• _Data lines_:
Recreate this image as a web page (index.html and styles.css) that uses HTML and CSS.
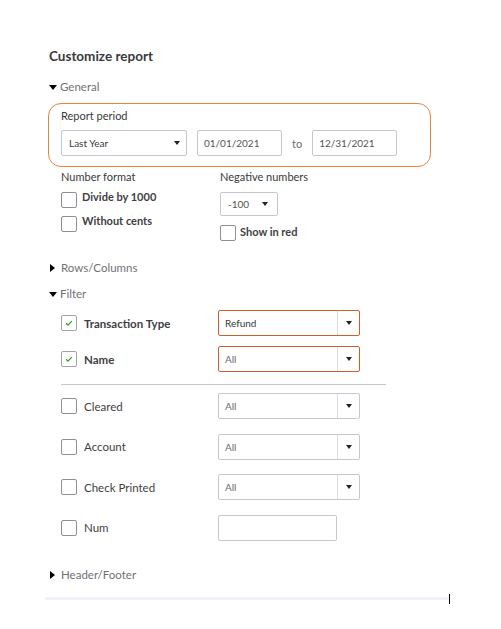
FILE: index.html
```html
<!DOCTYPE html>
<html>
<head>
<meta charset="utf-8">
<link rel="stylesheet" href="styles.css">
</head>
<body>
<div class="panel">
  <h1 class="title">Customize report</h1>

  <div class="sec-head"><span class="tri-down"></span>General</div>

  <div class="period-box">
    <div class="label">Report period</div>
    <div class="period-row">
      <div class="sel sel-period"><span>Last Year</span><span class="arrow"></span></div>
      <div class="inp inp-date">01/01/2021</div>
      <span class="to">to</span>
      <div class="inp inp-date">12/31/2021</div>
    </div>
  </div>

  <div class="format-row">
    <div class="col col-num">
      <div class="label">Number format</div>
      <label class="cb-line"><span class="cb"></span><span class="cb-text">Divide by 1000</span></label>
      <label class="cb-line cb-line2"><span class="cb"></span><span class="cb-text">Without cents</span></label>
    </div>
    <div class="col col-neg">
      <div class="label">Negative numbers</div>
      <div class="sel sel-neg"><span>-100</span><span class="arrow"></span></div>
      <label class="cb-line cb-red"><span class="cb"></span><span class="cb-text">Show in red</span></label>
    </div>
  </div>

  <div class="sec-head sec-rows"><span class="tri-right"></span>Rows/Columns</div>
  <div class="sec-head sec-filter"><span class="tri-down"></span>Filter</div>

  <div class="filters">
    <div class="frow frow-tt">
      <span class="cb checked"><svg viewBox="0 0 16 16" width="16" height="16"><path d="M4.6 8.3l2.2 2.2 4.4-4.6" fill="none" stroke="#2ca01c" stroke-width="1.3"/></svg></span>
      <span class="fname">Transaction Type</span>
      <div class="dd active"><span class="dd-val">Refund</span><span class="dd-btn"><span class="arrow"></span></span></div>
    </div>
    <div class="frow frow-name">
      <span class="cb checked"><svg viewBox="0 0 16 16" width="16" height="16"><path d="M4.6 8.3l2.2 2.2 4.4-4.6" fill="none" stroke="#2ca01c" stroke-width="1.3"/></svg></span>
      <span class="fname">Name</span>
      <div class="dd active"><span class="dd-val">All</span><span class="dd-btn"><span class="arrow"></span></span></div>
    </div>
    <div class="divider"></div>
    <div class="frow frow-plain">
      <span class="cb"></span>
      <span class="fname light">Cleared</span>
      <div class="dd"><span class="dd-val">All</span><span class="dd-btn"><span class="arrow"></span></span></div>
    </div>
    <div class="frow frow-plain">
      <span class="cb"></span>
      <span class="fname light">Account</span>
      <div class="dd"><span class="dd-val">All</span><span class="dd-btn"><span class="arrow"></span></span></div>
    </div>
    <div class="frow frow-plain">
      <span class="cb"></span>
      <span class="fname light">Check Printed</span>
      <div class="dd"><span class="dd-val">All</span><span class="dd-btn"><span class="arrow"></span></span></div>
    </div>
    <div class="frow frow-plain">
      <span class="cb"></span>
      <span class="fname light">Num</span>
      <div class="num-inp"></div>
    </div>
  </div>

  <div class="sec-head sec-hf"><span class="tri-right"></span>Header/Footer</div>

  <div class="footer-line"><span class="caret"></span></div>
</div>
</body>
</html>
```

FILE: styles.css
```css
* { box-sizing: border-box; }
html, body { margin: 0; padding: 0; background: #fff; }
body {
  font-family: "Lato", "Open Sans", sans-serif;
  color: #393a3d;
  width: 501px;
  height: 629px;
  overflow: hidden;
}
.panel {
  padding: 47px 0 0 49px;
}
.title {
  margin: 0;
  font-size: 13.5px;
  font-weight: 700;
  line-height: 18px;
  color: #393a3d;
}
.sec-head {
  display: flex;
  align-items: center;
  font-size: 11.5px;
  color: #707176;
  line-height: 14px;
  margin-top: 15px;
}
.tri-down {
  display: inline-block;
  width: 0; height: 0;
  border-left: 4.5px solid transparent;
  border-right: 4.5px solid transparent;
  border-top: 5px solid #000;
  margin-right: 3px;
}
.tri-right {
  display: inline-block;
  width: 0; height: 0;
  border-top: 4.5px solid transparent;
  border-bottom: 4.5px solid transparent;
  border-left: 5px solid #000;
  margin-left: 1px;
  margin-right: 6px;
}
.period-box {
  margin-top: 9px;
  margin-left: -1px;
  width: 383px;
  height: 64px;
  border: 1px solid #e8833a;
  border-radius: 13px;
  padding: 5px 0 0 12px;
}
.label {
  font-size: 11px;
  line-height: 14px;
  color: #393a3d;
}
.period-row {
  display: flex;
  align-items: center;
  margin-top: 7px;
}
.sel {
  display: flex;
  align-items: center;
  justify-content: space-between;
  border: 1px solid #c5c9cf;
  border-radius: 2px;
  font-size: 10px;
  color: #393a3d;
}
.sel-period {
  width: 126px;
  height: 26px;
  padding: 0 6px 0 7px;
}
.arrow {
  display: inline-block;
  width: 0; height: 0;
  border-left: 3.5px solid transparent;
  border-right: 3.5px solid transparent;
  border-top: 4px solid #222;
}
.inp {
  border: 1px solid #c5c9cf;
  border-radius: 2px;
  font-size: 10px;
  color: #555;
  display: flex;
  align-items: center;
}
.inp-date {
  width: 85px;
  height: 26px;
  padding-left: 6px;
}
.sel-period + .inp-date { margin-left: 10px; }
.to {
  font-size: 11px;
  color: #6b6c72;
  margin: 0 10px;
}
.format-row {
  display: flex;
  margin-top: 3px;
  padding-left: 12px;
}
.col-num { width: 159px; }
.cb-line {
  display: flex;
  align-items: center;
  margin-top: 8px;
}
.cb-line2 { margin-top: 8px; }
.cb {
  display: inline-flex;
  align-items: center;
  justify-content: center;
  width: 16px;
  height: 16px;
  border: 1px solid #8d9096;
  border-radius: 2px;
  background: #fff;
  flex: none;
}
.cb.checked { border-color: #a0a3a8; }
.cb.checked svg { display: block; }
.cb-text {
  font-size: 11px;
  font-weight: 700;
  color: #3f4044;
  margin-left: 5px;
  position: relative;
  top: -4px;
}
.sel-neg {
  width: 58px;
  height: 24px;
  margin-top: 8px;
  padding: 0 9px 0 7px;
  color: #555;
}
.cb-red { margin-top: 9px; }
.cb-red .cb-text { top: -2px; margin-left: 4px; }
.sec-rows { margin-top: 20px; }
.sec-filter { margin-top: 12px; }
.filters { padding-left: 12px; margin-top: 9px; }
.frow {
  display: flex;
  align-items: center;
  height: 26px;
}
.frow-name { margin-top: 10px; }
.fname {
  font-size: 11.5px;
  font-weight: 700;
  color: #3f4044;
  margin-left: 7px;
  width: 134px;
}
.fname.light { font-weight: 400; }
.dd {
  display: flex;
  width: 142px;
  height: 26px;
  border: 1px solid #c5c9cf;
  border-radius: 2px;
}
.dd.active { border-color: #c8622a; }
.dd-val {
  flex: 1;
  display: flex;
  align-items: center;
  padding-left: 6px;
  font-size: 10px;
  color: #6b6c72;
}
.frow-tt .dd-val { color: #393a3d; }
.dd-btn {
  width: 22px;
  border-left: 1.5px solid #dcdde2;
  display: flex;
  align-items: center;
  justify-content: center;
}
.divider {
  width: 325px;
  height: 1px;
  background: #c5c9cf;
  margin: 12px 0 8px;
}
.frow-plain + .frow-plain { margin-top: 14.5px; }
.num-inp {
  width: 119px;
  height: 26px;
  border: 1px solid #c5c9cf;
  border-radius: 2px;
}
.sec-hf { margin-top: 27px; }
.footer-line {
  position: relative;
  margin: 15px 0 0 -4px;
  width: 404px;
  height: 3px;
  background: #f1f2f7;
}
.caret {
  position: absolute;
  left: 404px;
  top: -3px;
  width: 1px;
  height: 10px;
  background: #000;
}
```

• _Task prompt_:
Images should not appear in the copy; retype the listing above exactly.

• _Task output_:
Recreate this image as a web page (index.html and styles.css) that uses HTML and CSS.
FILE: index.html
```html
<!DOCTYPE html>
<html>
<head>
<meta charset="utf-8">
<link rel="stylesheet" href="styles.css">
</head>
<body>
<div class="panel">
  <h1 class="title">Customize report</h1>

  <div class="sec-head"><span class="tri-down"></span>General</div>

  <div class="period-box">
    <div class="label">Report period</div>
    <div class="period-row">
      <div class="sel sel-period"><span>Last Year</span><span class="arrow"></span></div>
      <div class="inp inp-date">01/01/2021</div>
      <span class="to">to</span>
      <div class="inp inp-date">12/31/2021</div>
    </div>
  </div>

  <div class="format-row">
    <div class="col col-num">
      <div class="label">Number format</div>
      <label class="cb-line"><span class="cb"></span><span class="cb-text">Divide by 1000</span></label>
      <label class="cb-line cb-line2"><span class="cb"></span><span class="cb-text">Without cents</span></label>
    </div>
    <div class="col col-neg">
      <div class="label">Negative numbers</div>
      <div class="sel sel-neg"><span>-100</span><span class="arrow"></span></div>
      <label class="cb-line cb-red"><span class="cb"></span><span class="cb-text">Show in red</span></label>
    </div>
  </div>

  <div class="sec-head sec-rows"><span class="tri-right"></span>Rows/Columns</div>
  <div class="sec-head sec-filter"><span class="tri-down"></span>Filter</div>

  <div class="filters">
    <div class="frow frow-tt">
      <span class="cb checked"><svg viewBox="0 0 16 16" width="16" height="16"><path d="M4.6 8.3l2.2 2.2 4.4-4.6" fill="none" stroke="#2ca01c" stroke-width="1.3"/></svg></span>
      <span class="fname">Transaction Type</span>
      <div class="dd active"><span class="dd-val">Refund</span><span class="dd-btn"><span class="arrow"></span></span></div>
    </div>
    <div class="frow frow-name">
      <span class="cb checked"><svg viewBox="0 0 16 16" width="16" height="16"><path d="M4.6 8.3l2.2 2.2 4.4-4.6" fill="none" stroke="#2ca01c" stroke-width="1.3"/></svg></span>
      <span class="fname">Name</span>
      <div class="dd active"><span class="dd-val">All</span><span class="dd-btn"><span class="arrow"></span></span></div>
    </div>
    <div class="divider"></div>
    <div class="frow frow-plain">
      <span class="cb"></span>
      <span class="fname light">Cleared</span>
      <div class="dd"><span class="dd-val">All</span><span class="dd-btn"><span class="arrow"></span></span></div>
    </div>
    <div class="frow frow-plain">
      <span class="cb"></span>
      <span class="fname light">Account</span>
      <div class="dd"><span class="dd-val">All</span><span class="dd-btn"><span class="arrow"></span></span></div>
    </div>
    <div class="frow frow-plain">
      <span class="cb"></span>
      <span class="fname light">Check Printed</span>
      <div class="dd"><span class="dd-val">All</span><span class="dd-btn"><span class="arrow"></span></span></div>
    </div>
    <div class="frow frow-plain">
      <span class="cb"></span>
      <span class="fname light">Num</span>
      <div class="num-inp"></div>
    </div>
  </div>

  <div class="sec-head sec-hf"><span class="tri-right"></span>Header/Footer</div>

  <div class="footer-line"><span class="caret"></span></div>
</div>
</body>
</html>
```

FILE: styles.css
```css
* { box-sizing: border-box; }
html, body { margin: 0; padding: 0; background: #fff; }
body {
  font-family: "Lato", "Open Sans", sans-serif;
  color: #393a3d;
  width: 501px;
  height: 629px;
  overflow: hidden;
}
.panel {
  padding: 47px 0 0 49px;
}
.title {
  margin: 0;
  font-size: 13.5px;
  font-weight: 700;
  line-height: 18px;
  color: #393a3d;
}
.sec-head {
  display: flex;
  align-items: center;
  font-size: 11.5px;
  color: #707176;
  line-height: 14px;
  margin-top: 15px;
}
.tri-down {
  display: inline-block;
  width: 0; height: 0;
  border-left: 4.5px solid transparent;
  border-right: 4.5px solid transparent;
  border-top: 5px solid #000;
  margin-right: 3px;
}
.tri-right {
  display: inline-block;
  width: 0; height: 0;
  border-top: 4.5px solid transparent;
  border-bottom: 4.5px solid transparent;
  border-left: 5px solid #000;
  margin-left: 1px;
  margin-right: 6px;
}
.period-box {
  margin-top: 9px;
  margin-left: -1px;
  width: 383px;
  height: 64px;
  border: 1px solid #e8833a;
  border-radius: 13px;
  padding: 5px 0 0 12px;
}
.label {
  font-size: 11px;
  line-height: 14px;
  color: #393a3d;
}
.period-row {
  display: flex;
  align-items: center;
  margin-top: 7px;
}
.sel {
  display: flex;
  align-items: center;
  justify-content: space-between;
  border: 1px solid #c5c9cf;
  border-radius: 2px;
  font-size: 10px;
  color: #393a3d;
}
.sel-period {
  width: 126px;
  height: 26px;
  padding: 0 6px 0 7px;
}
.arrow {
  display: inline-block;
  width: 0; height: 0;
  border-left: 3.5px solid transparent;
  border-right: 3.5px solid transparent;
  border-top: 4px solid #222;
}
.inp {
  border: 1px solid #c5c9cf;
  border-radius: 2px;
  font-size: 10px;
  color: #555;
  display: flex;
  align-items: center;
}
.inp-date {
  width: 85px;
  height: 26px;
  padding-left: 6px;
}
.sel-period + .inp-date { margin-left: 10px; }
.to {
  font-size: 11px;
  color: #6b6c72;
  margin: 0 10px;
}
.format-row {
  display: flex;
  margin-top: 3px;
  padding-left: 12px;
}
.col-num { width: 159px; }
.cb-line {
  display: flex;
  align-items: center;
  margin-top: 8px;
}
.cb-line2 { margin-top: 8px; }
.cb {
  display: inline-flex;
  align-items: center;
  justify-content: center;
  width: 16px;
  height: 16px;
  border: 1px solid #8d9096;
  border-radius: 2px;
  background: #fff;
  flex: none;
}
.cb.checked { border-color: #a0a3a8; }
.cb.checked svg { display: block; }
.cb-text {
  font-size: 11px;
  font-weight: 700;
  color: #3f4044;
  margin-left: 5px;
  position: relative;
  top: -4px;
}
.sel-neg {
  width: 58px;
  height: 24px;
  margin-top: 8px;
  padding: 0 9px 0 7px;
  color: #555;
}
.cb-red { margin-top: 9px; }
.cb-red .cb-text { top: -2px; margin-left: 4px; }
.sec-rows { margin-top: 20px; }
.sec-filter { margin-top: 12px; }
.filters { padding-left: 12px; margin-top: 9px; }
.frow {
  display: flex;
  align-items: center;
  height: 26px;
}
.frow-name { margin-top: 10px; }
.fname {
  font-size: 11.5px;
  font-weight: 700;
  color: #3f4044;
  margin-left: 7px;
  width: 134px;
}
.fname.light { font-weight: 400; }
.dd {
  display: flex;
  width: 142px;
  height: 26px;
  border: 1px solid #c5c9cf;
  border-radius: 2px;
}
.dd.active { border-color: #c8622a; }
.dd-val {
  flex: 1;
  display: flex;
  align-items: center;
  padding-left: 6px;
  font-size: 10px;
  color: #6b6c72;
}
.frow-tt .dd-val { color: #393a3d; }
.dd-btn {
  width: 22px;
  border-left: 1.5px solid #dcdde2;
  display: flex;
  align-items: center;
  justify-content: center;
}
.divider {
  width: 325px;
  height: 1px;
  background: #c5c9cf;
  margin: 12px 0 8px;
}
.frow-plain + .frow-plain { margin-top: 14.5px; }
.num-inp {
  width: 119px;
  height: 26px;
  border: 1px solid #c5c9cf;
  border-radius: 2px;
}
.sec-hf { margin-top: 27px; }
.footer-line {
  position: relative;
  margin: 15px 0 0 -4px;
  width: 404px;
  height: 3px;
  background: #f1f2f7;
}
.caret {
  position: absolute;
  left: 404px;
  top: -3px;
  width: 1px;
  height: 10px;
  background: #000;
}
```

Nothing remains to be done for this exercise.